• [Work to be completed]:
Transcribe every line of the listing below without any deviation.

• [Data provided]:
--- begin ---

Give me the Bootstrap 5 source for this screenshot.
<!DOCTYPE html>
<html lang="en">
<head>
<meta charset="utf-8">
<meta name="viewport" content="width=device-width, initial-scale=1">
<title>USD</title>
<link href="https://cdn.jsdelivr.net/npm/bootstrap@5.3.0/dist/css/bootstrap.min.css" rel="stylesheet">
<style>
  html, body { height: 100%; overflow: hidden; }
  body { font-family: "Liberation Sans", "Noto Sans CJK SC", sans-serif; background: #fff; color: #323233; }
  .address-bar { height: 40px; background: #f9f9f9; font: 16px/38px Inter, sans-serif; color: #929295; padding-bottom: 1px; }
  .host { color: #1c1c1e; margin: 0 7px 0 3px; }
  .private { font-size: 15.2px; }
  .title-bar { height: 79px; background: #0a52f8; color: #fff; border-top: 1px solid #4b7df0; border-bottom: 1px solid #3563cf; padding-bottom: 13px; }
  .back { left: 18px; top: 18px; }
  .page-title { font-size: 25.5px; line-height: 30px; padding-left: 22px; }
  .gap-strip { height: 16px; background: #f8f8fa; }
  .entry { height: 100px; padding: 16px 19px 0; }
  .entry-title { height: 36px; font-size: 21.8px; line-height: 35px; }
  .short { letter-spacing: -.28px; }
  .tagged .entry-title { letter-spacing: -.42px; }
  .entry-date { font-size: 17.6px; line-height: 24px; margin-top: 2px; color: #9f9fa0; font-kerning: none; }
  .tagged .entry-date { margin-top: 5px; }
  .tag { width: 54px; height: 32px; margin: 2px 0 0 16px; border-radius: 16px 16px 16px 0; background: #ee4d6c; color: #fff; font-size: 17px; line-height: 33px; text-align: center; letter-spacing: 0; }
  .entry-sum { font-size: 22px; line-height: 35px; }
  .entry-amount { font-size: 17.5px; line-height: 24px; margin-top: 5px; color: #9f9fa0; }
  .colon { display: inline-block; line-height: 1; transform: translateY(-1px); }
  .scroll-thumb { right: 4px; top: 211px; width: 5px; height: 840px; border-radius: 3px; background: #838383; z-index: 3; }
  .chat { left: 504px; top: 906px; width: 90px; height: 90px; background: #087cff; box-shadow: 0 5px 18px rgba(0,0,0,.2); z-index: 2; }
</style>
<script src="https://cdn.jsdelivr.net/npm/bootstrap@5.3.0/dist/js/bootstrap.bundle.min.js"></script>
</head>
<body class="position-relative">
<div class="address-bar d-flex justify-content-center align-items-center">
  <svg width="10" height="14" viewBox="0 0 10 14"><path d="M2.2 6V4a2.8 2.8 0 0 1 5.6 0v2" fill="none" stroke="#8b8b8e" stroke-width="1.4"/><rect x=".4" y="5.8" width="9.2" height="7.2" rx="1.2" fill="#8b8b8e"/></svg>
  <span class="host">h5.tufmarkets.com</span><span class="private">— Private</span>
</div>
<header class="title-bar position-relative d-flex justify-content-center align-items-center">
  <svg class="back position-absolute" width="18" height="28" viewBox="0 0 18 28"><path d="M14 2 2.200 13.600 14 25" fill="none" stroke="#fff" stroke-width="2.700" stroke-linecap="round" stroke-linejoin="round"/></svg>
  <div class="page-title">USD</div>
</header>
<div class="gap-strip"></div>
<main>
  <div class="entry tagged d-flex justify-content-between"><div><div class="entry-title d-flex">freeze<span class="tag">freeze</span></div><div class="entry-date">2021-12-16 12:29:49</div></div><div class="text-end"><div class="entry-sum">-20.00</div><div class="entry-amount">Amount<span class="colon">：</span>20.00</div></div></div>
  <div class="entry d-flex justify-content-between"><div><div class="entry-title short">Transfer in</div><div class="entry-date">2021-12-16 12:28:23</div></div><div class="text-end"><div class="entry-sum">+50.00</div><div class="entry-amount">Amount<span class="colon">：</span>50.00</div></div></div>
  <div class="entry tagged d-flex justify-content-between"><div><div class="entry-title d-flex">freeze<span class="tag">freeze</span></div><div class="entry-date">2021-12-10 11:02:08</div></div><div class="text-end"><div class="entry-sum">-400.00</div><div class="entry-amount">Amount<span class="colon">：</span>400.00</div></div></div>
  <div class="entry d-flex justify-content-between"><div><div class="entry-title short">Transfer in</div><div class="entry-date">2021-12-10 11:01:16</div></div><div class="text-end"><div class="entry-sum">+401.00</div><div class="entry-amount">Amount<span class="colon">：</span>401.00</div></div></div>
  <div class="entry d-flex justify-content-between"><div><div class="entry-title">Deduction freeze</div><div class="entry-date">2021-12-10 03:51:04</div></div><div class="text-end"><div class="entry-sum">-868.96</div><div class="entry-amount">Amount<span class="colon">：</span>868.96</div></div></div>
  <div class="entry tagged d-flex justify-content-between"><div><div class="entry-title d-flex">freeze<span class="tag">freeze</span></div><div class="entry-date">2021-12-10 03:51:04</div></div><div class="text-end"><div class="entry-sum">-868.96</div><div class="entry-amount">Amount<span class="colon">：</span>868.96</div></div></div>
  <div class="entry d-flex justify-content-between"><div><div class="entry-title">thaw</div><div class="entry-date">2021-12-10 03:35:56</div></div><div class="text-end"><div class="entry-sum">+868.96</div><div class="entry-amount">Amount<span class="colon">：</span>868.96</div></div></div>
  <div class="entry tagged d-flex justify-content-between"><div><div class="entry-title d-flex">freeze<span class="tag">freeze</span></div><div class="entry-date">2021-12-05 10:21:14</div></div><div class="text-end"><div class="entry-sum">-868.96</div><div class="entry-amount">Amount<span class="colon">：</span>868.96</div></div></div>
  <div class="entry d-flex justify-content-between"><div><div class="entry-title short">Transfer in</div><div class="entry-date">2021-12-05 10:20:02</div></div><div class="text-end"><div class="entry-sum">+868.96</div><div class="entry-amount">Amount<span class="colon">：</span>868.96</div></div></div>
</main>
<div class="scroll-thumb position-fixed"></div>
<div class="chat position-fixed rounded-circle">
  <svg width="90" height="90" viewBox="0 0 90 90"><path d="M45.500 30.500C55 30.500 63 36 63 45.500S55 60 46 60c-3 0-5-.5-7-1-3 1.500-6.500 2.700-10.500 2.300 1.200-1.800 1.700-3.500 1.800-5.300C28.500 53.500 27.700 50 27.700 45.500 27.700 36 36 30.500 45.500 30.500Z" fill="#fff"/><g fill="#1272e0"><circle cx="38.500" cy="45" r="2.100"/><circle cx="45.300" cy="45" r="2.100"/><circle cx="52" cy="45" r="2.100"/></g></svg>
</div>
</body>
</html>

--- end ---

• [Exercise answer]:
Give me the Bootstrap 5 source for this screenshot.
<!DOCTYPE html>
<html lang="en">
<head>
<meta charset="utf-8">
<meta name="viewport" content="width=device-width, initial-scale=1">
<title>USD</title>
<link href="https://cdn.jsdelivr.net/npm/bootstrap@5.3.0/dist/css/bootstrap.min.css" rel="stylesheet">
<style>
  html, body { height: 100%; overflow: hidden; }
  body { font-family: "Liberation Sans", "Noto Sans CJK SC", sans-serif; background: #fff; color: #323233; }
  .address-bar { height: 40px; background: #f9f9f9; font: 16px/38px Inter, sans-serif; color: #929295; padding-bottom: 1px; }
  .host { color: #1c1c1e; margin: 0 7px 0 3px; }
  .private { font-size: 15.2px; }
  .title-bar { height: 79px; background: #0a52f8; color: #fff; border-top: 1px solid #4b7df0; border-bottom: 1px solid #3563cf; padding-bottom: 13px; }
  .back { left: 18px; top: 18px; }
  .page-title { font-size: 25.5px; line-height: 30px; padding-left: 22px; }
  .gap-strip { height: 16px; background: #f8f8fa; }
  .entry { height: 100px; padding: 16px 19px 0; }
  .entry-title { height: 36px; font-size: 21.8px; line-height: 35px; }
  .short { letter-spacing: -.28px; }
  .tagged .entry-title { letter-spacing: -.42px; }
  .entry-date { font-size: 17.6px; line-height: 24px; margin-top: 2px; color: #9f9fa0; font-kerning: none; }
  .tagged .entry-date { margin-top: 5px; }
  .tag { width: 54px; height: 32px; margin: 2px 0 0 16px; border-radius: 16px 16px 16px 0; background: #ee4d6c; color: #fff; font-size: 17px; line-height: 33px; text-align: center; letter-spacing: 0; }
  .entry-sum { font-size: 22px; line-height: 35px; }
  .entry-amount { font-size: 17.5px; line-height: 24px; margin-top: 5px; color: #9f9fa0; }
  .colon { display: inline-block; line-height: 1; transform: translateY(-1px); }
  .scroll-thumb { right: 4px; top: 211px; width: 5px; height: 840px; border-radius: 3px; background: #838383; z-index: 3; }
  .chat { left: 504px; top: 906px; width: 90px; height: 90px; background: #087cff; box-shadow: 0 5px 18px rgba(0,0,0,.2); z-index: 2; }
</style>
<script src="https://cdn.jsdelivr.net/npm/bootstrap@5.3.0/dist/js/bootstrap.bundle.min.js"></script>
</head>
<body class="position-relative">
<div class="address-bar d-flex justify-content-center align-items-center">
  <svg width="10" height="14" viewBox="0 0 10 14"><path d="M2.2 6V4a2.8 2.8 0 0 1 5.6 0v2" fill="none" stroke="#8b8b8e" stroke-width="1.4"/><rect x=".4" y="5.8" width="9.2" height="7.2" rx="1.2" fill="#8b8b8e"/></svg>
  <span class="host">h5.tufmarkets.com</span><span class="private">— Private</span>
</div>
<header class="title-bar position-relative d-flex justify-content-center align-items-center">
  <svg class="back position-absolute" width="18" height="28" viewBox="0 0 18 28"><path d="M14 2 2.200 13.600 14 25" fill="none" stroke="#fff" stroke-width="2.700" stroke-linecap="round" stroke-linejoin="round"/></svg>
  <div class="page-title">USD</div>
</header>
<div class="gap-strip"></div>
<main>
  <div class="entry tagged d-flex justify-content-between"><div><div class="entry-title d-flex">freeze<span class="tag">freeze</span></div><div class="entry-date">2021-12-16 12:29:49</div></div><div class="text-end"><div class="entry-sum">-20.00</div><div class="entry-amount">Amount<span class="colon">：</span>20.00</div></div></div>
  <div class="entry d-flex justify-content-between"><div><div class="entry-title short">Transfer in</div><div class="entry-date">2021-12-16 12:28:23</div></div><div class="text-end"><div class="entry-sum">+50.00</div><div class="entry-amount">Amount<span class="colon">：</span>50.00</div></div></div>
  <div class="entry tagged d-flex justify-content-between"><div><div class="entry-title d-flex">freeze<span class="tag">freeze</span></div><div class="entry-date">2021-12-10 11:02:08</div></div><div class="text-end"><div class="entry-sum">-400.00</div><div class="entry-amount">Amount<span class="colon">：</span>400.00</div></div></div>
  <div class="entry d-flex justify-content-between"><div><div class="entry-title short">Transfer in</div><div class="entry-date">2021-12-10 11:01:16</div></div><div class="text-end"><div class="entry-sum">+401.00</div><div class="entry-amount">Amount<span class="colon">：</span>401.00</div></div></div>
  <div class="entry d-flex justify-content-between"><div><div class="entry-title">Deduction freeze</div><div class="entry-date">2021-12-10 03:51:04</div></div><div class="text-end"><div class="entry-sum">-868.96</div><div class="entry-amount">Amount<span class="colon">：</span>868.96</div></div></div>
  <div class="entry tagged d-flex justify-content-between"><div><div class="entry-title d-flex">freeze<span class="tag">freeze</span></div><div class="entry-date">2021-12-10 03:51:04</div></div><div class="text-end"><div class="entry-sum">-868.96</div><div class="entry-amount">Amount<span class="colon">：</span>868.96</div></div></div>
  <div class="entry d-flex justify-content-between"><div><div class="entry-title">thaw</div><div class="entry-date">2021-12-10 03:35:56</div></div><div class="text-end"><div class="entry-sum">+868.96</div><div class="entry-amount">Amount<span class="colon">：</span>868.96</div></div></div>
  <div class="entry tagged d-flex justify-content-between"><div><div class="entry-title d-flex">freeze<span class="tag">freeze</span></div><div class="entry-date">2021-12-05 10:21:14</div></div><div class="text-end"><div class="entry-sum">-868.96</div><div class="entry-amount">Amount<span class="colon">：</span>868.96</div></div></div>
  <div class="entry d-flex justify-content-between"><div><div class="entry-title short">Transfer in</div><div class="entry-date">2021-12-05 10:20:02</div></div><div class="text-end"><div class="entry-sum">+868.96</div><div class="entry-amount">Amount<span class="colon">：</span>868.96</div></div></div>
</main>
<div class="scroll-thumb position-fixed"></div>
<div class="chat position-fixed rounded-circle">
  <svg width="90" height="90" viewBox="0 0 90 90"><path d="M45.500 30.500C55 30.500 63 36 63 45.500S55 60 46 60c-3 0-5-.5-7-1-3 1.500-6.500 2.700-10.500 2.300 1.200-1.800 1.700-3.500 1.800-5.300C28.500 53.500 27.700 50 27.700 45.500 27.700 36 36 30.500 45.500 30.500Z" fill="#fff"/><g fill="#1272e0"><circle cx="38.500" cy="45" r="2.100"/><circle cx="45.300" cy="45" r="2.100"/><circle cx="52" cy="45" r="2.100"/></g></svg>
</div>
</body>
</html>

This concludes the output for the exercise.